A few minutes ago, from the chaise lounge inside,  I watched a swallowtail drink from the milkweed for a good five or ten minutes. Its big wings beat furiously as it flitted from flower head to flower head and drank deeply. When it finally flew away, it staggered like a drunken sailor.

“Maybe it was a female and now it’s going to lay eggs on the parsley!” I said. “Or the rue.” I tried to peer farther out the window to see the parsley plants.

Then it occurred to me that the resident bird population might eat any caterpillars we get. “They’ve eaten all the blueberries, too,” said our son.

Oh well. This is the way of things.

I moved outside for a better view of the host plants, to watch for any signs of egg-laying. The swallowtail hasn’t come to the parsley, but a hummingbird is drinking from the bee balm about 15 feet away. It’s tiny body shimmers emerald in the sun, and its wings hum as it beats them fast enough to hover while it drinks from red trumpets.

Ooh ooh! Here comes the swallowtail! Towards the parsley, close to the parsley, will it see the parsley?

Nope, flew by without stopping. Dang.

It’s okay. Butterflies have been rare so far this summer. Now they’re finally coming. They’ve found the little oasis we tried to create, filled with host plants for caterpillars and nectar for adults. I see five flitting through the garden right now as I type. 

I’ll keep watching.

Filling vases

The baby basils have become bushes. I cut 10-15 stems, tucked them in a glass vase, and the emerald green plants don’t look like I touched them. I could fill five vases before the removal of any leaves would be noticeable.
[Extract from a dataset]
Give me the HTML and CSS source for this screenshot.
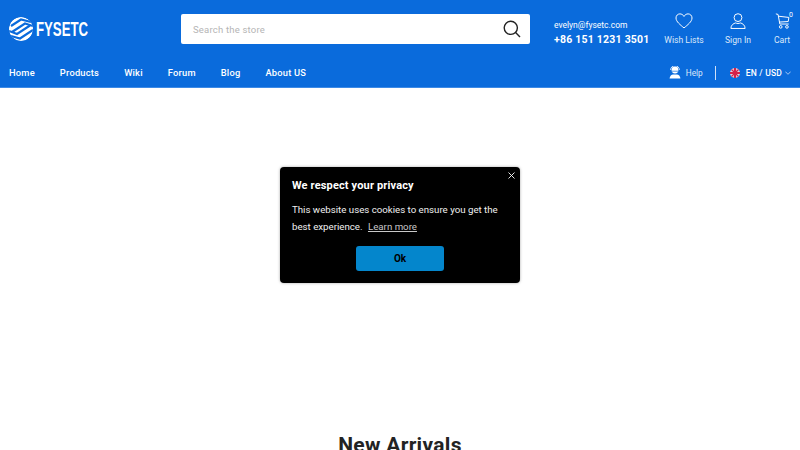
FILE: index.html
```html
<!DOCTYPE html>
<html>
<head>
    <link rel="stylesheet" href="styles.css">
</head>
<body>
    <header class="header">
        <div class="top-row">
            <a class="logo">
                <svg class="logo-mark" width="24" height="24" viewBox="0 0 24 24">
                    <defs>
                        <clipPath id="logo-clip"><circle cx="12" cy="12" r="12"/></clipPath>
                    </defs>
                    <g clip-path="url(#logo-clip)">
                        <circle cx="12" cy="12" r="12" fill="#fff"/>
                        <g stroke="#0a6bdc" stroke-width="2.1" fill="none">
                            <path d="M2 9 L12 2.5 L22 5"/>
                            <path d="M3 15 L16 6.5 L24 9"/>
                            <path d="M0 14 L8 17 L21 8.5"/>
                            <path d="M2 19 L11 21.5 L24 13"/>
                        </g>
                    </g>
                </svg>
                <span class="logo-text">FYSETC</span>
            </a>
            <div class="search">
                <span class="search-text">Search the store</span>
                <svg width="18" height="18" viewBox="0 0 18 18" fill="none" stroke="#222" stroke-width="1.4">
                    <circle cx="7.8" cy="7.8" r="6.6"/>
                    <path d="M12.6 12.6 L17 17"/>
                </svg>
            </div>
            <div class="contact">
                <div class="email">evelyn@fysetc.com</div>
                <div class="phone">+86 151 1231 3501</div>
            </div>
            <div class="actions">
                <a class="action action-wish">
                    <svg width="18" height="16" viewBox="0 0 20 18" fill="none" stroke="#fff" stroke-width="1.1">
                        <path d="M10 16.8 C6 13.4 1 9.8 1 5.6 C1 2.9 3 1 5.4 1 C7.3 1 9 2 10 3.9 C11 2 12.7 1 14.6 1 C17 1 19 2.9 19 5.6 C19 9.8 14 13.4 10 16.8 Z"/>
                    </svg>
                    <span>Wish Lists</span>
                </a>
                <a class="action action-sign">
                    <svg width="16" height="16" viewBox="0 0 18 18" fill="none" stroke="#fff" stroke-width="1.1">
                        <circle cx="9" cy="5.2" r="4.4"/>
                        <path d="M1 17.4 C1 13.6 4 11.6 6.4 11.2 C8 12 10 12 11.6 11.2 C14 11.6 17 13.6 17 17.4 Z"/>
                    </svg>
                    <span>Sign In</span>
                </a>
                <a class="action action-cart">
                    <svg width="15" height="16" viewBox="0 0 16 18" fill="none" stroke="#fff" stroke-width="1.1">
                        <path d="M0.5 1 L3 1.6 L5 12.4 L15 12.4"/>
                        <path d="M3.4 3.6 L15.2 5 L14.4 9.6 L4.3 10.2"/>
                        <circle cx="6" cy="15.6" r="1.5"/>
                        <circle cx="13" cy="15.6" r="1.5"/>
                    </svg>
                    <span>Cart</span>
                    <span class="cart-count">0</span>
                </a>
            </div>
        </div>
        <div class="nav-row">
            <nav class="nav">
                <a>Home</a>
                <a>Products</a>
                <a>Wiki</a>
                <a>Forum</a>
                <a>Blog</a>
                <a>About US</a>
            </nav>
            <div class="nav-right">
                <a class="help">
                    <svg width="12" height="13" viewBox="0 0 12 13" fill="#fff">
                        <circle cx="6" cy="4" r="3.4"/>
                        <path d="M1.6 4 A4.4 4.4 0 0 1 10.4 4" fill="none" stroke="#fff" stroke-width="0.8"/>
                        <path d="M3 5.2 H9" stroke="#0a6bdc" stroke-width="0.7"/>
                        <path d="M0.6 12.6 C0.6 9.8 2.6 8.6 4 8.4 L8 8.4 C9.4 8.6 11.4 9.8 11.4 12.6 Z"/>
                    </svg>
                    <span>Help</span>
                </a>
                <span class="divider"></span>
                <a class="lang">
                    <svg class="flag" width="10" height="10" viewBox="0 0 10 10">
                        <circle cx="5" cy="5" r="5" fill="#e3d5e0"/>
                        <path d="M0 5 H10 M5 0 V10" stroke="#d3224a" stroke-width="2.2"/>
                        <path d="M1.5 1.5 L8.5 8.5 M8.5 1.5 L1.5 8.5" stroke="#d3224a" stroke-width="1.2"/>
                    </svg>
                    <span>EN / USD</span>
                    <svg width="6" height="4" viewBox="0 0 6 4" fill="none" stroke="#cfe0f7" stroke-width="0.8">
                        <path d="M0.3 0.6 L3 3.3 L5.7 0.6"/>
                    </svg>
                </a>
            </div>
        </div>
    </header>

    <main class="content">
        <h2 class="section-title">New Arrivals</h2>
    </main>

    <div class="cookie-popup">
        <button class="cookie-close">
            <svg width="7" height="7" viewBox="0 0 7 7" stroke="#fff" stroke-width="0.9">
                <path d="M0.5 0.5 L6.5 6.5 M6.5 0.5 L0.5 6.5"/>
            </svg>
        </button>
        <h3 class="cookie-title">We respect your privacy</h3>
        <p class="cookie-text">This website uses cookies to ensure you get the best experience. <a class="cookie-link">Learn more</a></p>
        <button class="cookie-ok">Ok</button>
    </div>
</body>
</html>
```
FILE: styles.css
```css
html, body {
    height: 100%;
    overflow: hidden;
}

body {
    margin: 0;
    background-color: #fff;
    font-family: "Roboto", "Liberation Sans", sans-serif;
    color: #fff;
}

.header {
    box-sizing: border-box;
    height: 88px;
    background-color: #0a6bdc;
    border-bottom: 1px solid #3d8ae6;
}

.top-row {
    display: flex;
    align-items: center;
    height: 58px;
    padding-left: 9px;
}

.logo {
    display: flex;
    align-items: center;
    flex: none;
    width: 172px;
}

.logo-mark {
    flex: none;
}

.logo-text {
    margin-left: 3px;
    font-family: "Liberation Sans", sans-serif;
    font-size: 20px;
    font-weight: 700;
    transform: scaleX(0.66);
    transform-origin: left center;
}

.search {
    display: flex;
    align-items: center;
    justify-content: space-between;
    flex: none;
    box-sizing: border-box;
    width: 349px;
    height: 30px;
    padding: 0 9px 0 12px;
    background-color: #fff;
    border-radius: 2px;
}

.search-text {
    font-size: 9.5px;
    letter-spacing: 0.2px;
    color: #b5b5b5;
}

.contact {
    flex: none;
    width: 110px;
    margin-left: 24px;
    padding-top: 7px;
}

.email {
    font-size: 8.5px;
    line-height: 14px;
    margin-bottom: 1px;
}

.phone {
    font-size: 10.5px;
    font-weight: 700;
    letter-spacing: 0.22px;
    line-height: 14px;
    white-space: nowrap;
}

.actions {
    display: flex;
    flex: none;
}

.action {
    position: relative;
    display: flex;
    flex-direction: column;
    align-items: center;
    font-size: 8.6px;
    color: #dbe8fa;
    white-space: nowrap;
}

.action svg {
    margin-bottom: 6px;
}

.action-wish {
    width: 40px;
}

.action-sign {
    width: 40px;
    margin-left: 14px;
}

.action-cart {
    width: 24px;
    margin-left: 12px;
}

.cart-count {
    position: absolute;
    top: -2px;
    right: 1px;
    font-size: 7px;
    color: #fff;
}

.nav-row {
    display: flex;
    align-items: center;
    justify-content: space-between;
    height: 29px;
    padding: 0 9px;
}

.nav {
    display: flex;
    gap: 25px;
    font-size: 9.3px;
    font-weight: 500;
    letter-spacing: 0.22px;
}

.nav-right {
    display: flex;
    align-items: center;
}

.help {
    display: flex;
    align-items: center;
    gap: 5px;
    font-size: 8.3px;
    color: #dbe8fa;
}

.divider {
    width: 1px;
    height: 14px;
    margin: 0 14px 0 12px;
    background-color: #cfe0f7;
}

.lang {
    display: flex;
    align-items: center;
    font-size: 8.5px;
    font-weight: 500;
    letter-spacing: 0.2px;
}

.flag {
    margin-right: 6px;
}

.lang span {
    margin-right: 3px;
}

.content {
    text-align: center;
}

.section-title {
    margin: 343px 0 0;
    font-size: 21px;
    font-weight: 700;
    line-height: 28px;
    letter-spacing: 0.3px;
    color: #232323;
}

.cookie-popup {
    position: absolute;
    top: 167px;
    left: 280px;
    box-sizing: border-box;
    width: 240px;
    height: 116px;
    padding: 12px 12px 0;
    background-color: #000;
    border-radius: 4px;
    box-shadow: 0 0 3px rgba(0, 0, 0, 0.35);
    text-align: center;
}

.cookie-close {
    position: absolute;
    top: 5px;
    right: 5px;
    display: flex;
    padding: 0;
    border: none;
    background: none;
}

.cookie-title {
    margin: 0 0 8px;
    font-size: 11px;
    font-weight: 700;
    line-height: 14px;
    letter-spacing: 0.15px;
    text-align: left;
}

.cookie-text {
    margin: 0 0 11px;
    font-size: 9.7px;
    line-height: 17px;
    text-align: left;
    color: #f0f0f0;
}

.cookie-link {
    margin-left: 3px;
    color: #c8c8c8;
    text-decoration: underline;
}

.cookie-ok {
    width: 88px;
    height: 25px;
    padding: 0;
    border: none;
    border-radius: 3px;
    background-color: #0486cc;
    color: #000;
    font-family: inherit;
    font-size: 10px;
    font-weight: 700;
}
```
Tonight the vase of basil scented the dinner table while we ate homemade pasta and pesto with bright red tomato slices.

I forgot how fun it is to cut fowers and herbs from the garden, put them in water in clear glass, and decorate tabletops and dressers with them.

The lemon balm is a mounding bush now — ample stems for trimming — and the Rosemary has spires long enough for cutting, too. Those would smell lovely in mason jars in our bedrooms. I’ll go snip some before the sun goes down.